**What you are asked to do:**
Where a line holds the string "this", return that line.
◆ ◆ ◆ ◆ ◆
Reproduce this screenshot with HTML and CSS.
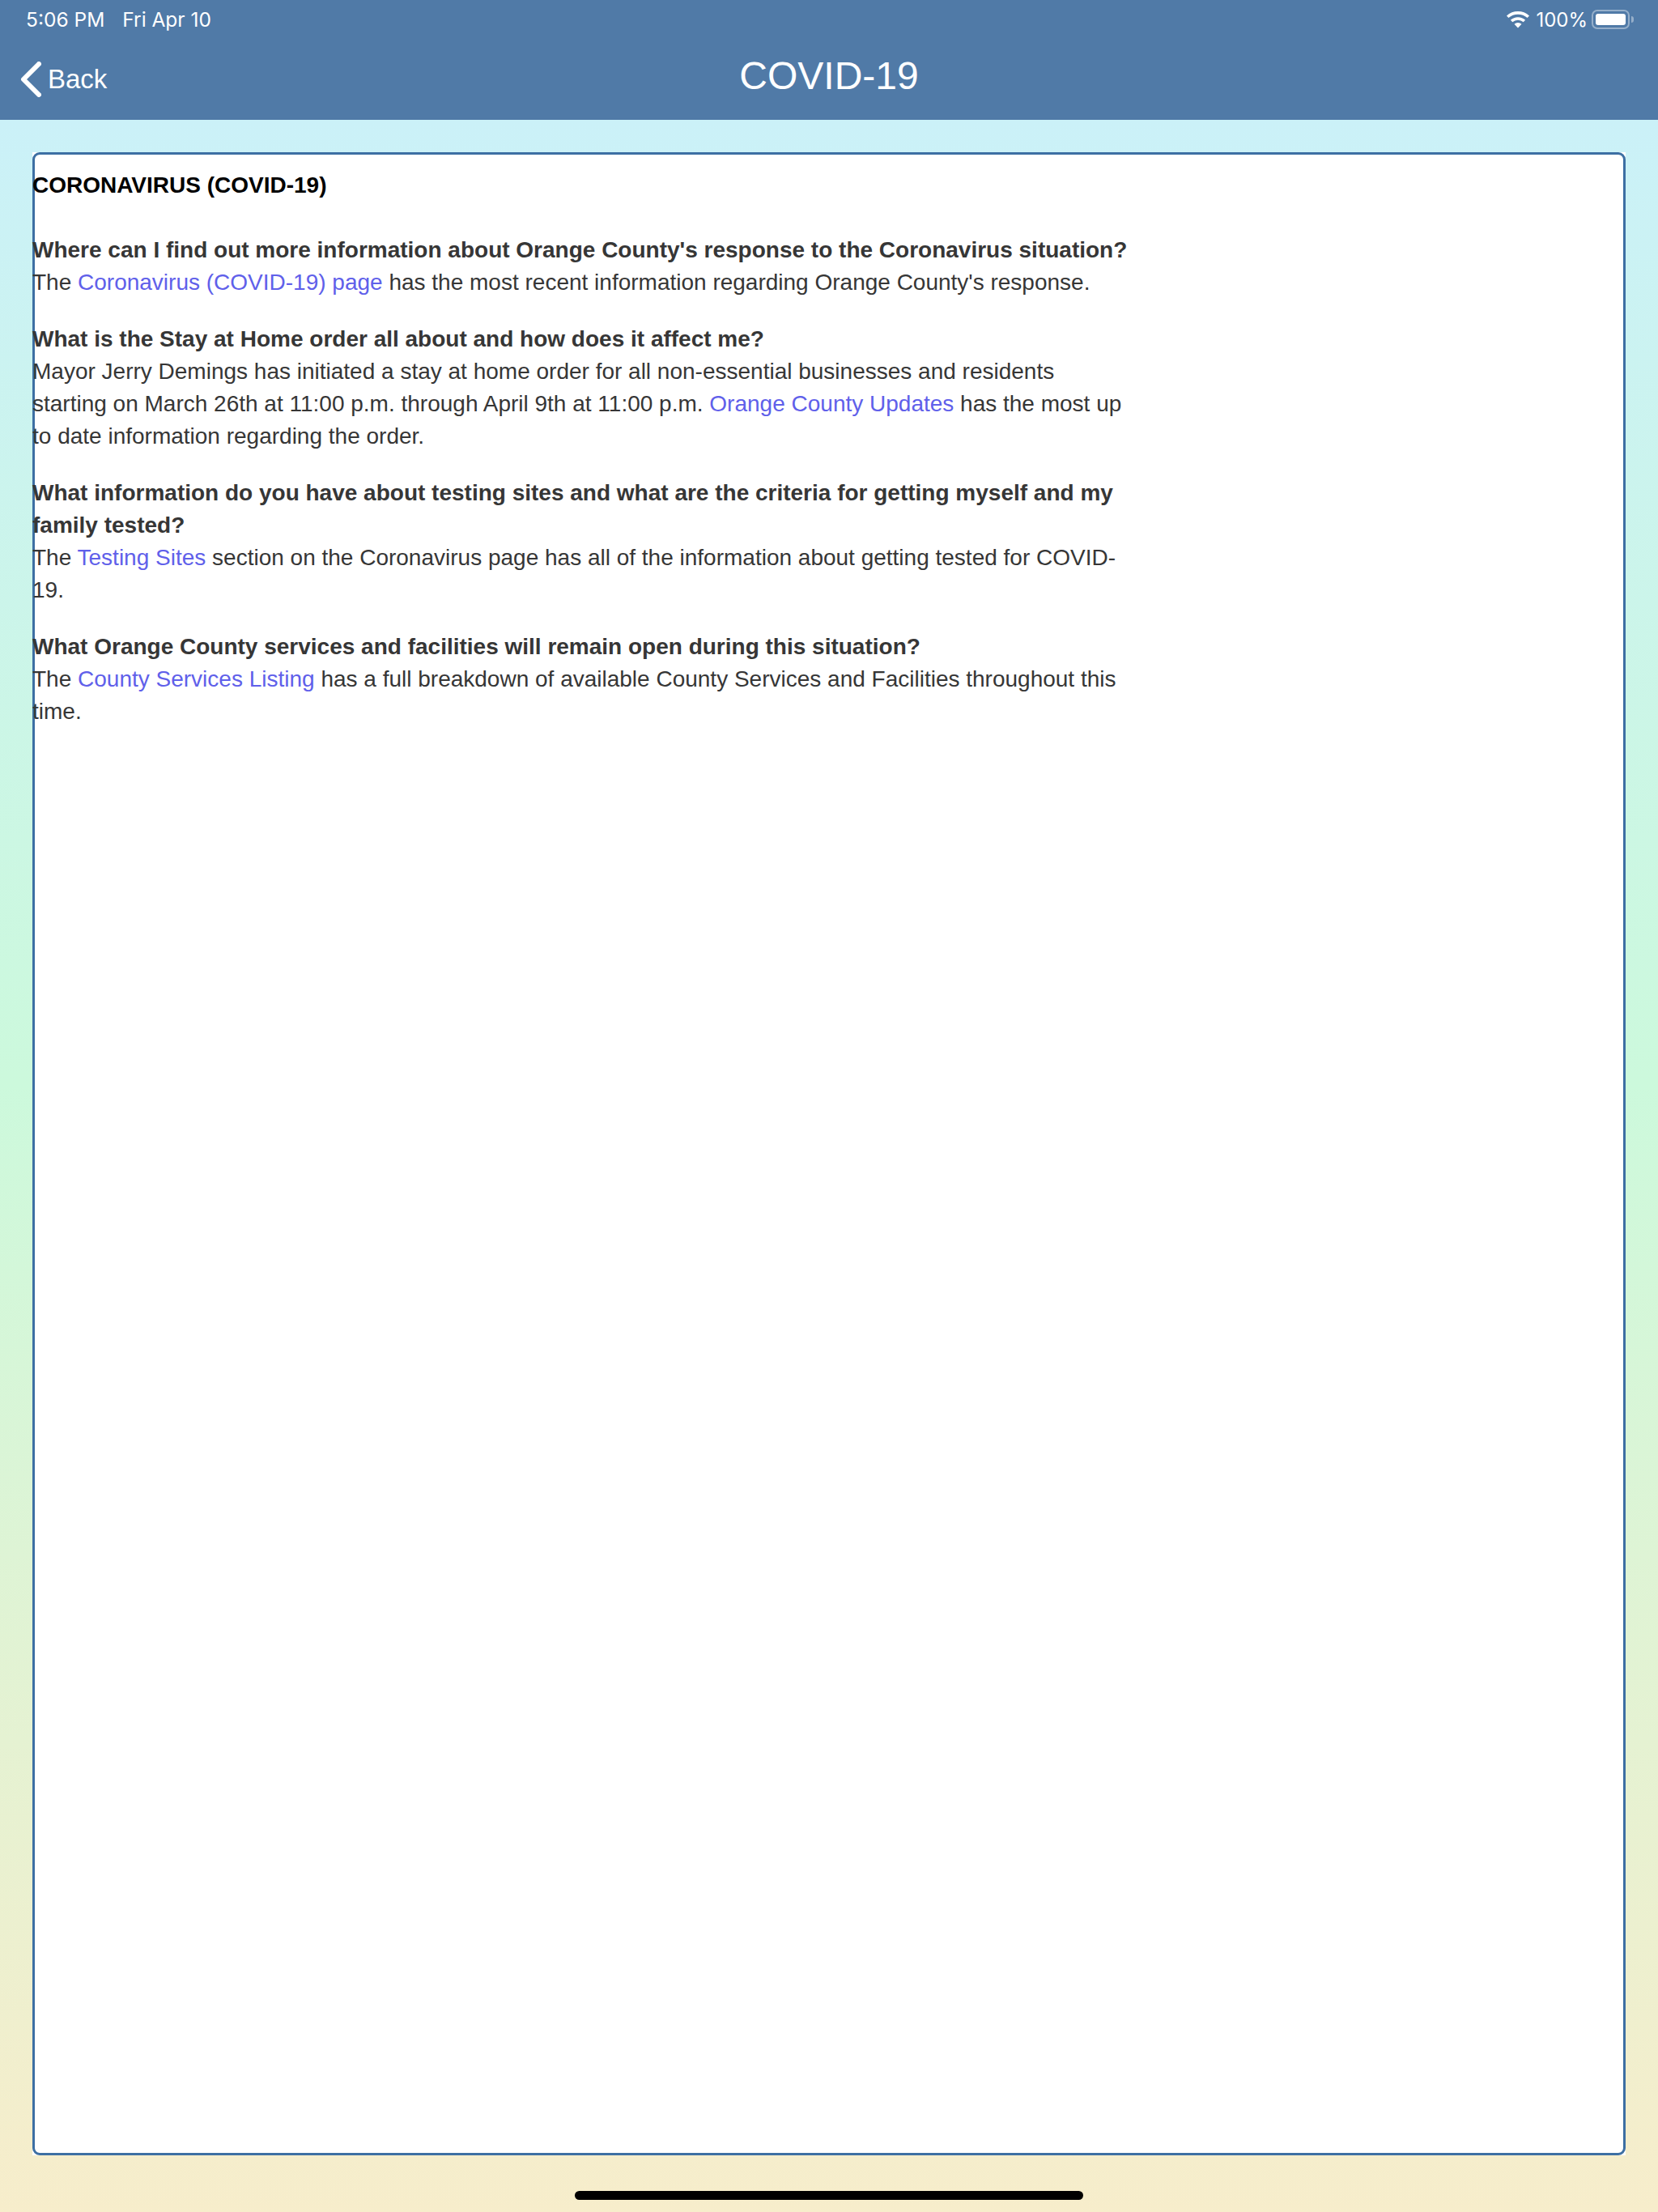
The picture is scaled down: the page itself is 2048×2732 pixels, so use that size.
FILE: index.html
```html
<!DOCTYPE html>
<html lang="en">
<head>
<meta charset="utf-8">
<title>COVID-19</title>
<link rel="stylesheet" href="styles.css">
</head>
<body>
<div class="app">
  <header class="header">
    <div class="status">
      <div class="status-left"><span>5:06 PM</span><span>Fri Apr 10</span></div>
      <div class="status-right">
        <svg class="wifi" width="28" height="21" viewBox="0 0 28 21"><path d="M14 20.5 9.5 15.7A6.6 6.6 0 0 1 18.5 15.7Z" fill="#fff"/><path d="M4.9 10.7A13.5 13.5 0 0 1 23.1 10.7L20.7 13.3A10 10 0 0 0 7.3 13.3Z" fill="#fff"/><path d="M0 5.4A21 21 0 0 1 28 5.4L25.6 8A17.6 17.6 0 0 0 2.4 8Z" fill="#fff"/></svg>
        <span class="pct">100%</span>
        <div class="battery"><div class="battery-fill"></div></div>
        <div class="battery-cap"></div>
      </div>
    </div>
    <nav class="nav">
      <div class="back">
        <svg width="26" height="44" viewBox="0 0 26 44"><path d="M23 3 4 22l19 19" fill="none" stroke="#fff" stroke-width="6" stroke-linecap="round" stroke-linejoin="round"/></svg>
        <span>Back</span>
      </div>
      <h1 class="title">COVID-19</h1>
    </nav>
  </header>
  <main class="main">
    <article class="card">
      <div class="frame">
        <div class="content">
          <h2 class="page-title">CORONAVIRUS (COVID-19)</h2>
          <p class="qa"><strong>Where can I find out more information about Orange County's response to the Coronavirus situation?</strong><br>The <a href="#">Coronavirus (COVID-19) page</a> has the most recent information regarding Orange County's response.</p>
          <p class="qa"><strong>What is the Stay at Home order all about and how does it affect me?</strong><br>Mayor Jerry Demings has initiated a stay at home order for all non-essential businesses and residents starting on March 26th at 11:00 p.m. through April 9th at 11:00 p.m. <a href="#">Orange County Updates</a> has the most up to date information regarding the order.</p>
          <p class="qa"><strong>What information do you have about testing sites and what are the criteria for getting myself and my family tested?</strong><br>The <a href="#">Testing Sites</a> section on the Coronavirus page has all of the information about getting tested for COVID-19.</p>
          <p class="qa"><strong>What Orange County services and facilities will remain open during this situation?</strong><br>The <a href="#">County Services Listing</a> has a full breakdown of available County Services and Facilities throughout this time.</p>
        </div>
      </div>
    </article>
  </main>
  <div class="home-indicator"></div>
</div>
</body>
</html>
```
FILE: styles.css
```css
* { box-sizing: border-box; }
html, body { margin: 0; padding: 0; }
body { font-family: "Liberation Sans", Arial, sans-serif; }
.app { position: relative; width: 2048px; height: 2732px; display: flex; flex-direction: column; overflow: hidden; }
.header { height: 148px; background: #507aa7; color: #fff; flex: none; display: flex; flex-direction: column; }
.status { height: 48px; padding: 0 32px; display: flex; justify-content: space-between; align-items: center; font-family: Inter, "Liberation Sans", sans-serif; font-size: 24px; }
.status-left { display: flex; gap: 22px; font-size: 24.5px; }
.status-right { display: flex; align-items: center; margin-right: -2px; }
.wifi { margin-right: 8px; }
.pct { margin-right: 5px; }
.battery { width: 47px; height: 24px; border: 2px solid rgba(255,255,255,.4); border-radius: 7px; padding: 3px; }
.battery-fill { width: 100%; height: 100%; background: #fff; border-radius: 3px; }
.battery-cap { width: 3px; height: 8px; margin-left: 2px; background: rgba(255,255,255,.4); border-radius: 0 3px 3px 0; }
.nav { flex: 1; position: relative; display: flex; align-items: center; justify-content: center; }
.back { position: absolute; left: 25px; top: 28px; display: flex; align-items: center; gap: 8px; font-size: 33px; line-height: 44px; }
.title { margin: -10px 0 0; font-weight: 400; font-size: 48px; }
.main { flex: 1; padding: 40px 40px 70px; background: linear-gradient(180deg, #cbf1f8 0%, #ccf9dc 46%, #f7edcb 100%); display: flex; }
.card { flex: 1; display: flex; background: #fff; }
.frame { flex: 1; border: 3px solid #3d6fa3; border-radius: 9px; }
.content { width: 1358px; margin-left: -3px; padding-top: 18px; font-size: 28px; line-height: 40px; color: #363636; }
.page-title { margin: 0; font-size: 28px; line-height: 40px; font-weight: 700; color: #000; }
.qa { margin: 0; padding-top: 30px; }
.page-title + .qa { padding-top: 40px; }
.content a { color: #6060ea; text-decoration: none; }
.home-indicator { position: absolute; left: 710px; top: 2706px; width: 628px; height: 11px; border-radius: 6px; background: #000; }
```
◆ ◆ ◆ ◆ ◆
**Written answer:**
Reproduce this screenshot with HTML and CSS.
          <p class="qa"><strong>What Orange County services and facilities will remain open during this situation?</strong><br>The <a href="#">County Services Listing</a> has a full breakdown of available County Services and Facilities throughout this time.</p>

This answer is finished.